* OBJECTIVE *
Wherever the word "this" appears in a line, copy that line.

* INFORMATION SUPPLIED *
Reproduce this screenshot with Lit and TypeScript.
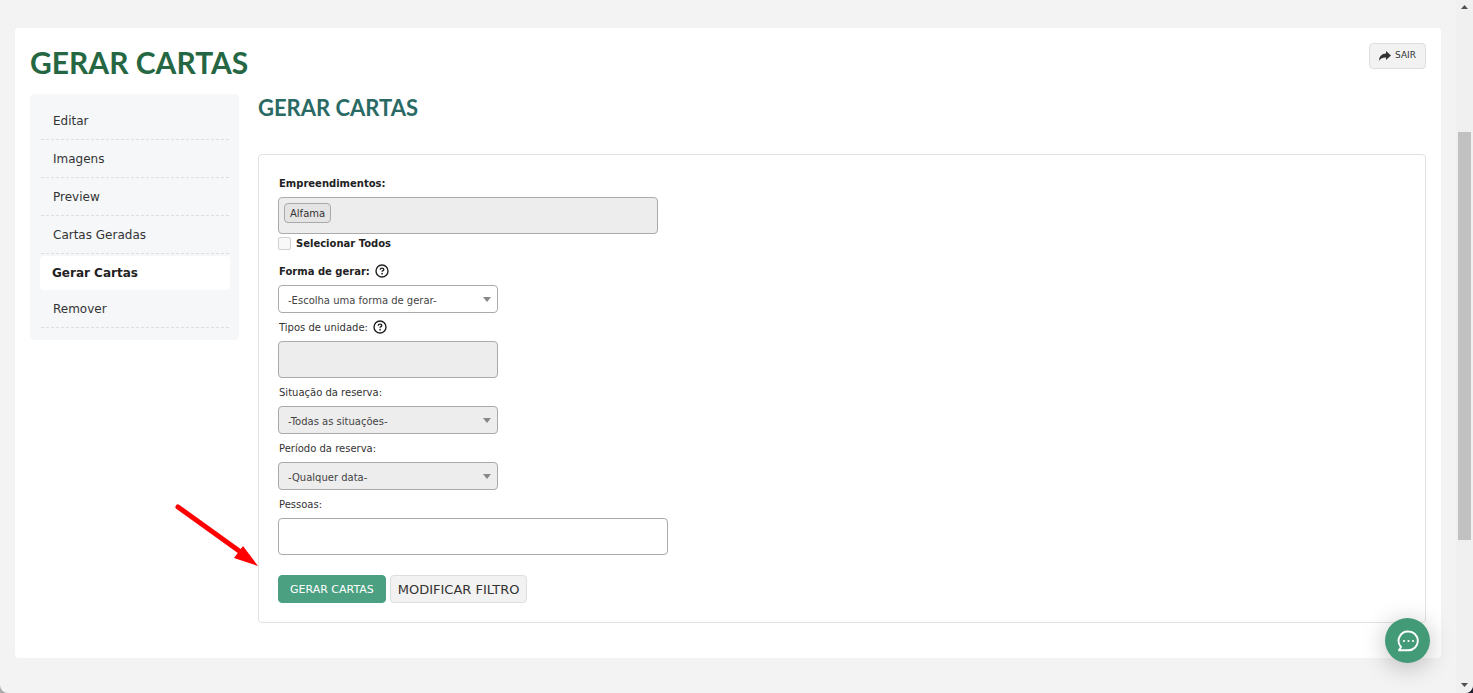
import { LitElement, html, css, svg, nothing } from "lit";
import { customElement, property } from "lit/decorators.js";

const helpIcon = html`<svg class="help" viewBox="0 0 14 14" role="img" aria-label="Ajuda">
  <circle cx="7" cy="7" r="6" fill="none" stroke="#222" stroke-width="1.4" />
  <path d="M5.2 5.7C5.2 4.7 6 4.100 7 4.100s1.800.6 1.800 1.500c0 1.100-1.700 1.100-1.700 2.200" fill="none" stroke="#222" stroke-width="1.4" />
  <circle cx="7.1" cy="9.700" r=".85" fill="#222" />
</svg>`;

@customElement("side-menu")
export class SideMenu extends LitElement {
  @property({ attribute: false }) items: string[] = [];
  @property() current = "";

  static styles = css`
    :host {
      display: block;
      background: #f5f7f9;
      border-radius: 4px;
      padding: 8px 9px 12px 10px;
      box-sizing: border-box;
    }
    .list {
      display: flex;
      flex-direction: column;
      list-style: none;
      margin: 0;
      padding: 0;
    }
    .link {
      display: block;
      margin: 0 1px;
      padding: 1px 12px 0;
      border-bottom: 1px dashed #dcdfe2;
      font-size: 12px;
      line-height: 36px;
      color: #333;
      text-decoration: none;
    }
    .current {
      margin: 2px 0 0;
      padding: 0 12px;
      border: 0;
      border-radius: 4px;
      background: #fff;
      font-weight: bold;
      line-height: 34px;
      color: #222;
    }
  `;

  render() {
    return html`<ul class="list">
      ${this.items.map(
        (item) => html`<li>
          <a
            class="link ${item === this.current ? "current" : ""}"
            href="#"
            aria-current=${item === this.current ? "page" : nothing}
            >${item}</a
          >
        </li>`
      )}
    </ul>`;
  }
}

@customElement("app-root")
export class AppRoot extends LitElement {
  static styles = css`
    :host {
      display: block;
      font-family: Verdana, "DejaVu Sans", sans-serif;
      color: #333;
      background: linear-gradient(to right, #aaa 50%, #223 50%);
    }
    .window {
      display: flex;
      min-height: 100vh;
      background: #f3f3f3;
      border-radius: 0 0 8px 8px;
      overflow: hidden;
    }
    .page {
      flex: 1;
      min-width: 0;
      padding: 28px 15px 35px;
    }
    .panel {
      background: #fff;
      border-radius: 4px;
      padding: 15px 15px 35px;
    }
    .header {
      display: flex;
      justify-content: space-between;
      align-items: flex-start;
      height: 51px;
    }
    .title,
    .subtitle {
      margin: 0;
      font-family: Lato, sans-serif;
      font-weight: bold;
    }
    .title {
      font-size: 30px;
      line-height: 38px;
      color: #266743;
    }
    .subtitle {
      font-size: 22px;
      line-height: 27px;
      padding-bottom: 33px;
      color: #2a6a64;
    }
    .btn {
      box-sizing: border-box;
      border: 1px solid #dedede;
      border-radius: 4px;
      background: #f2f2f2;
      color: #333;
      font-family: inherit;
      font-size: 13px;
      height: 28px;
      padding: 0 7px;
    }
    .exit {
      display: flex;
      align-items: center;
      gap: 4px;
      height: 26px;
      font-size: 9px;
      padding: 0 9px 2px;
    }
    .exit-icon {
      width: 12px;
      height: 10px;
      padding-top: 2px;
    }
    .primary {
      border-color: #4ba081;
      background: #4ba081;
      color: #fff;
      font-size: 11px;
      padding: 0 11px;
    }
    .body {
      display: grid;
      grid-template-columns: 209px minmax(0, 1fr);
      gap: 19px;
      align-items: start;
    }
    .form {
      border: 1px solid #e2e2e2;
      border-radius: 4px;
      padding: 14px 19px 19px;
      font-size: 10px;
    }
    .label {
      display: flex;
      align-items: center;
      gap: 5px;
      height: 28px;
      padding-left: 1px;
    }
    .strong {
      font-weight: bold;
      color: #222;
    }
    .help {
      width: 14px;
      height: 14px;
    }
    .box,
    .select {
      box-sizing: border-box;
      width: 100%;
      border: 1px solid #aaa;
      border-radius: 4px;
      background: #fff;
      font-family: inherit;
      font-size: 10px;
      color: #444;
    }
    .box {
      display: flex;
      align-items: flex-start;
      height: 37px;
      padding: 5px;
    }
    .narrow {
      max-width: 220px;
    }
    .medium {
      max-width: 380px;
    }
    .wide {
      max-width: 390px;
    }
    .off {
      background: #ededed;
    }
    .entry {
      flex: 1;
      min-width: 0;
      border: 0;
      padding: 0;
      background: none;
      font: inherit;
    }
    .chip {
      box-sizing: border-box;
      height: 20px;
      line-height: 19px;
      padding: 0 5px;
      border: 1px solid #aaa;
      border-radius: 4px;
      background: #e4e4e4;
      color: #333;
    }
    .picker {
      display: grid;
      align-items: center;
    }
    .picker > * {
      grid-area: 1 / 1;
    }
    .select {
      appearance: none;
      height: 28px;
      padding: 2px 24px 0 9px;
      opacity: 1;
    }
    .caret {
      justify-self: end;
      width: 8px;
      height: 5px;
      margin-right: 7px;
      pointer-events: none;
    }
    .check-row {
      display: flex;
      align-items: center;
      gap: 5px;
      height: 19px;
      margin-bottom: 4px;
    }
    .check {
      appearance: none;
      box-sizing: border-box;
      width: 13px;
      height: 13px;
      margin: 0;
      border: 1px solid #d0d0d0;
      border-radius: 2px;
      background: #f8f8f8;
    }
    .actions {
      display: flex;
      flex-wrap: wrap;
      gap: 4px;
      margin-top: 20px;
    }
    .scroll {
      display: flex;
      flex-direction: column;
      align-items: center;
      justify-content: space-between;
      width: 17px;
      background: #f0f0f0;
    }
    .track {
      flex: 1;
      display: grid;
      grid-template-rows: 117fr 408fr 138fr;
      width: 13px;
    }
    .thumb {
      grid-row: 2;
      background: #c1c1c1;
    }
    .step {
      width: 7px;
      height: 4px;
      padding: 5px 0 6px;
    }
    .chat {
      position: fixed;
      right: 43px;
      bottom: 30px;
      display: grid;
      place-items: center;
      width: 45px;
      height: 45px;
      border: 0;
      border-radius: 50%;
      padding: 0;
      background: #429a77;
      box-shadow: 0 4px 24px rgba(0, 0, 0, 0.25);
    }
    .chat-icon {
      width: 22px;
      height: 22px;
    }
    .arrow {
      position: absolute;
      left: 174px;
      top: 503px;
      width: 86px;
      height: 65px;
      pointer-events: none;
    }
  `;

  private picker(id: string, label: unknown, option: string, off = false) {
    return html`${label}
      <div class="picker narrow">
        <select class="select ${off ? "off" : ""}" id=${id}>
          <option>${option}</option>
        </select>
        <svg class="caret" viewBox="0 0 8 5" aria-hidden="true">
          <path d="M0 0h8L4 5z" fill="#888" />
        </svg>
      </div>`;
  }

  render() {
    return html`
      <div class="window">
        <div class="page">
          <main class="panel">
            <header class="header">
              <h1 class="title">GERAR CARTAS</h1>
              <button class="btn exit" type="button">
                <svg class="exit-icon" viewBox="0 0 12 10" aria-hidden="true">
                  <path d="M7 0l5 4.400L7 9V6.500C3.800 6.400 1.600 7.100.2 9.800-.2 5.700 2.600 2.500 7 2.400z" fill="#333" />
                </svg>
                SAIR
              </button>
            </header>
            <div class="body">
              <side-menu
                .items=${["Editar", "Imagens", "Preview", "Cartas Geradas", "Gerar Cartas", "Remover"]}
                current="Gerar Cartas"
              ></side-menu>
              <section>
                <h2 class="subtitle">GERAR CARTAS</h2>
                <form class="form" @submit=${(e: Event) => e.preventDefault()}>
                  <label class="label strong" for="places">Empreendimentos:</label>
                  <div class="box medium off">
                    <span class="chip">Alfama</span>
                    <input class="entry" id="places" disabled />
                  </div>
                  <div class="check-row">
                    <input class="check" type="checkbox" id="all" />
                    <label class="strong" for="all">Selecionar Todos</label>
                  </div>
                  ${this.picker(
                    "mode",
                    html`<label class="label strong" for="mode">Forma de gerar: ${helpIcon}</label>`,
                    "-Escolha uma forma de gerar-"
                  )}
                  <label class="label" for="types">Tipos de unidade: ${helpIcon}</label>
                  <input class="box narrow off" id="types" disabled />
                  ${this.picker(
                    "status",
                    html`<label class="label" for="status">Situação da reserva:</label>`,
                    "-Todas as situações-",
                    true
                  )}
                  ${this.picker(
                    "period",
                    html`<label class="label" for="period">Período da reserva:</label>`,
                    "-Qualquer data-",
                    true
                  )}
                  <label class="label" for="people">Pessoas:</label>
                  <input class="box wide" id="people" />
                  <div class="actions">
                    <button class="btn primary" type="submit">GERAR CARTAS</button>
                    <button class="btn" type="button">MODIFICAR FILTRO</button>
                  </div>
                </form>
              </section>
            </div>
          </main>
        </div>
        <div class="scroll" aria-hidden="true">
          <svg class="step" viewBox="0 0 7 4"><path d="M0 4h7L3.500 0z" fill="#505050" /></svg>
          <div class="track"><div class="thumb"></div></div>
          <svg class="step" viewBox="0 0 7 4"><path d="M0 0h7L3.500 4z" fill="#505050" /></svg>
        </div>
      </div>
      <svg class="arrow" viewBox="0 0 86 65" aria-hidden="true">
        <path d="M4 4L68 50" stroke="#f00" stroke-width="5" stroke-linecap="round" />
        <path d="M84 63L60 55 69 43z" fill="#f00" />
      </svg>
      <button class="chat" type="button" aria-label="Chat">
        <svg class="chat-icon" viewBox="0 0 22 22" aria-hidden="true">
          <path
            d="M11.500 1.500a9.300 9.300 0 1 1 0 18.700H2l2-3.200A9.300 9.300 0 0 1 11.500 1.500z"
            fill="none"
            stroke="#fff"
            stroke-width="1.900"
            stroke-linejoin="round"
          />
          ${[7, 11.5, 16].map((x) => svg`<circle cx=${x} cy="11" r="1.100" fill="#fff" />`)}
        </svg>
      </button>
    `;
  }
}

* ANSWER TO THE EXERCISE *
Reproduce this screenshot with Lit and TypeScript.
      ${this.items.map(
            class="link ${item === this.current ? "current" : ""}"
            aria-current=${item === this.current ? "page" : nothing}
                  ${this.picker(
                  ${this.picker(
                  ${this.picker(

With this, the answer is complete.